In the afternoon I tried to watch some Instagram stories. There I saw many people celebrating, but from home, also some churches that were still able to hold Easter ceremonies but outdoors, so that people could keep the necessary distance between each other. It was still great, despite the hard times, and I even enjoyed it. I was also immensely pleased to see decorated eggs on the Internet, since this is a tradition widely followed in Russia—to decorate eggs and pies. I also received holiday photos from some of my Russian acquaintances.
It was amazing, I really love these traditions. The night came and we all fell asleep calmly and in high spirits, hoping that the new day and the new week would be better.
It’s not every morning that we get up in a good mood and it’s not even every morning that we can explain our reasons for feeling low. And yes —today I woke up like a lion, with no mood and my entire body tense, I felt like some pregnant elderly lady. I reflected on this a bit and thought —what if I were to become the first pregnant man in the world? If so, then surely a large reward would be due. These thoughts amused me and now I think I can finally start the day in peace and make up for the lost good mood.

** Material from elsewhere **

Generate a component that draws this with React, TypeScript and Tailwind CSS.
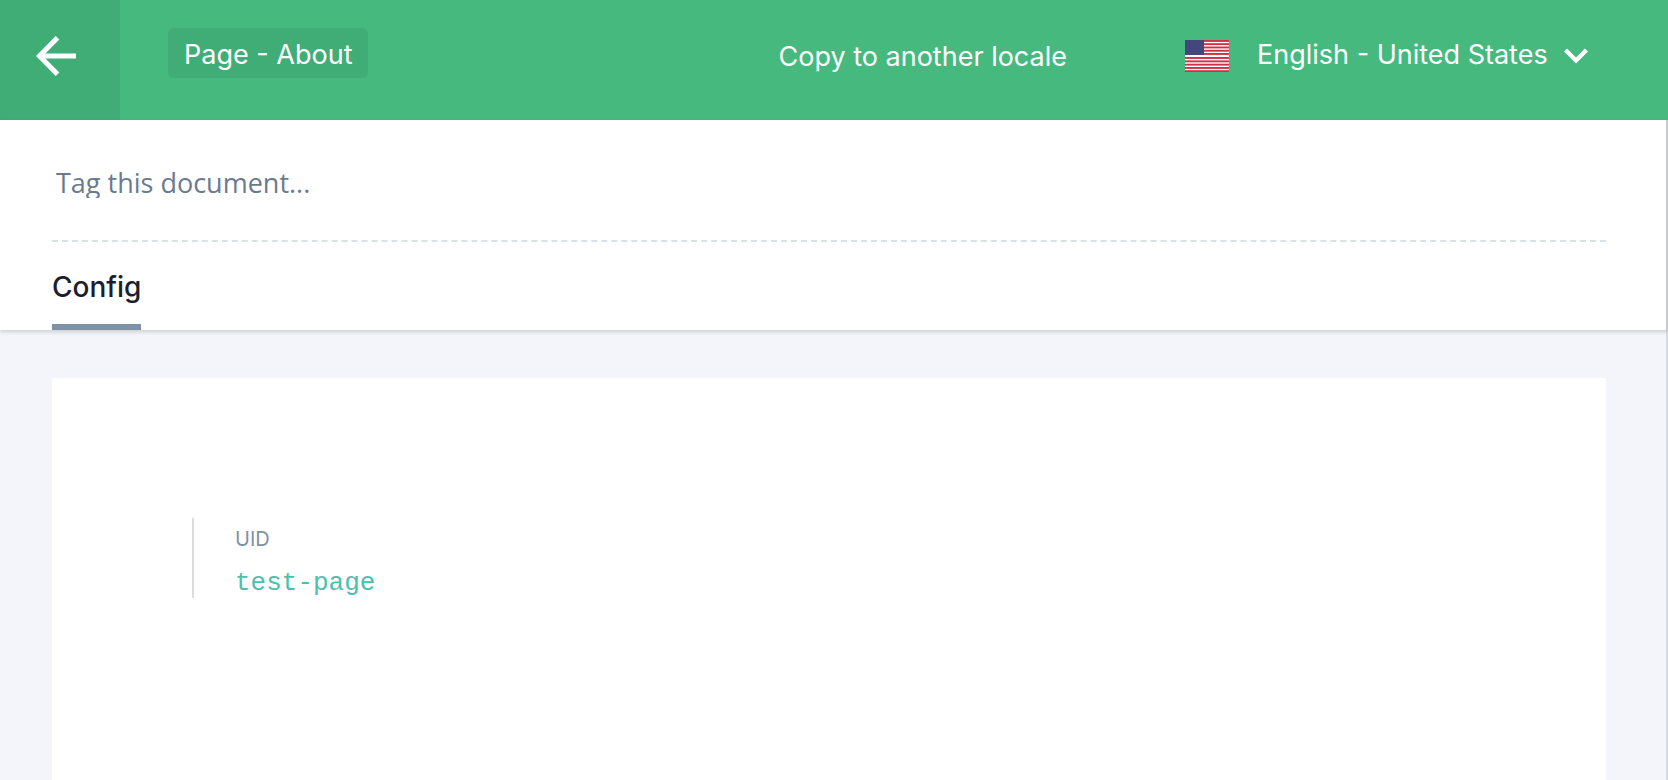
function BackArrow() {
  return (
    <svg width="40" height="40" viewBox="0 0 40 40" fill="none" stroke="currentColor" strokeWidth="5" aria-hidden="true">
      <path d="M40 20H4" />
      <path d="M21.5 1.8L3.5 20L21.5 38.2" />
    </svg>
  );
}

function Chevron() {
  return (
    <svg className="mt-1" width="24" height="16" viewBox="0 0 24 16" fill="none" stroke="currentColor" strokeWidth="4.4" aria-hidden="true">
      <path d="M1.5 2L12 12.5L22.5 2" />
    </svg>
  );
}

function UsFlag() {
  const stripes = [0, 3.2, 6.5, 9.8, 13, 17, 20.4, 23.7, 27, 30.2];
  return (
    <svg width="44" height="32" viewBox="0 0 44 32" aria-hidden="true">
      <rect width="44" height="32" fill="#fff" />
      {stripes.map((y) => (
        <rect key={y} y={y} width="44" height="1.9" fill="#d02f48" />
      ))}
      <rect width="19" height="15" fill="#46467f" />
    </svg>
  );
}

export default function App() {
  return (
    <div className="flex min-h-screen flex-col bg-[#f4f5fa] font-['Inter',sans-serif]">
      <header className="flex h-[120px] items-stretch bg-[#45b97e] text-[27px] leading-9 text-white">
        <button type="button" aria-label="Back" className="flex w-[120px] items-center bg-[#40ad76] pb-2 pl-9">
          <BackArrow />
        </button>
        <div className="flex flex-1 items-start pr-20 pl-12">
          <h1 className="mt-7 flex h-[50px] items-center rounded-md bg-[#40ad76] px-4 pt-1">Page - About</h1>
          <div className="ml-auto flex items-start gap-[118px]">
            <button type="button" className="mt-[39px]">Copy to another locale</button>
            <div className="mt-[35px] flex items-center">
              <div className="mt-1">
                <UsFlag />
              </div>
              <select aria-label="Locale" className="ml-7 appearance-none bg-transparent pt-0.5 pr-4" defaultValue="en-us">
                <option value="en-us">English - United States</option>
              </select>
              <Chevron />
            </div>
          </div>
        </div>
      </header>

      <div className="flex flex-1 flex-col border-r-2 border-[#d9dbe2]">
        <div className="-mr-0.5 border-r-2 border-[#c8cad0] bg-white pr-[60px] pl-[52px] shadow-[0_2px_4px_rgba(0,0,0,0.16)]">
          <div className="flex h-[122px] items-start border-b-2 border-dashed border-[#d8e0e8] pt-12 pl-1">
            <input
              type="text"
              aria-label="Tags"
              placeholder="Tag this document..."
              className="h-[30px] w-full bg-transparent pb-0.5 font-['Open_Sans',sans-serif] text-[27px] leading-7 outline-none placeholder:text-[#6b7a8f] placeholder:opacity-100"
            />
          </div>
          <nav className="flex h-[88px]">
            <a href="#config" className="flex h-full items-center border-b-[6px] border-[#7f91a4] pt-2 text-[28px] leading-9 font-medium text-[#1b1e2e]">
              Config
            </a>
          </nav>
        </div>

        <main className="mt-12 mr-[60px] ml-[52px] flex-1 bg-white px-[140px] pt-[140px]">
          <div className="flex h-20 flex-col border-l-2 border-[#d9dde2] pt-[9px] pl-[41px]">
            <label htmlFor="uid" className="text-xl leading-6 text-[#8091a5]">UID</label>
            <input
              id="uid"
              type="text"
              defaultValue="test-page"
              className="mt-4 bg-transparent font-['Liberation_Mono',monospace] text-[26px] leading-8 text-[#4dbfad] outline-none"
            />
          </div>
        </main>
      </div>
    </div>
  );
}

As always, I was at home, doing nothing and watching my neighbors. I worked a bit on my next video. And I don't even want to know what's going on in the world —I already know that I won't find anything positive in the news. In fact, today we (my neighbors and I) shared our feelings about how much we were actually missing the world outdoors. Everyone said anything that was coming to their mind. I believe I miss my work most: I was already starting to get used to it, I felt comfortable there because everyone liked me. In the course of at least a month and a half of me working there, no one ever rejected me.
I also miss walks that I had already started to take around the city. And I am starting to miss them even more, because now the weather is good—it’s perfect for walking. But what I definitely don't miss now is public transport: I never take a seat there, always giving priority to the elderly.
Here I'm talking about all sorts of nonsense, because I have had a pretty ordinary day today. Refugees are still in a distressing situation. Everyone is watching the time pass, praying for better days. I spent a quiet day with my neighbors. When it got dark, everyone was under their blankets— I hope I will have good dreams. Well, see you tomorrow —one more day in isolation.
It's great to see a new morning but it's always a little sad: we won't be able to either enjoy it or become a part of it.
My day began as usual with thoughts that I cannot explain. Such thoughts constantly haunt me. I think I have a stomach ache so I have to go to the pharmacy again today. The self-isolation regime was extended for another two weeks. It's getting really hard now and all my flatmates are wondering about how to survive till the end of isolation.
I was at the pharmacy where I got some vitamins, because for several days I have not been able to eat normally. The sun was shining on my way back and I did not hurry to return home taking my time to enjoy it. Then I returned to the apartment. During the day, nothing special happened: we were just counting the days until the end of the self-isolation regime.
People are becoming more and more aggressive and tense, to the point where we can't joke the way we used to. One feels an increasing arrogance in our habits and it is getting really scary. . I pray for all of this to end. I am not interested in lifting the isolation regime, I am interested in the end of the pandemic. I want everything to return to normal, so that we all can taste the summer, which is almost here now.
It got dark. I watched a part of the news program and fell asleep as I usually do after finishing a drama movie. We are staying home… Thank you.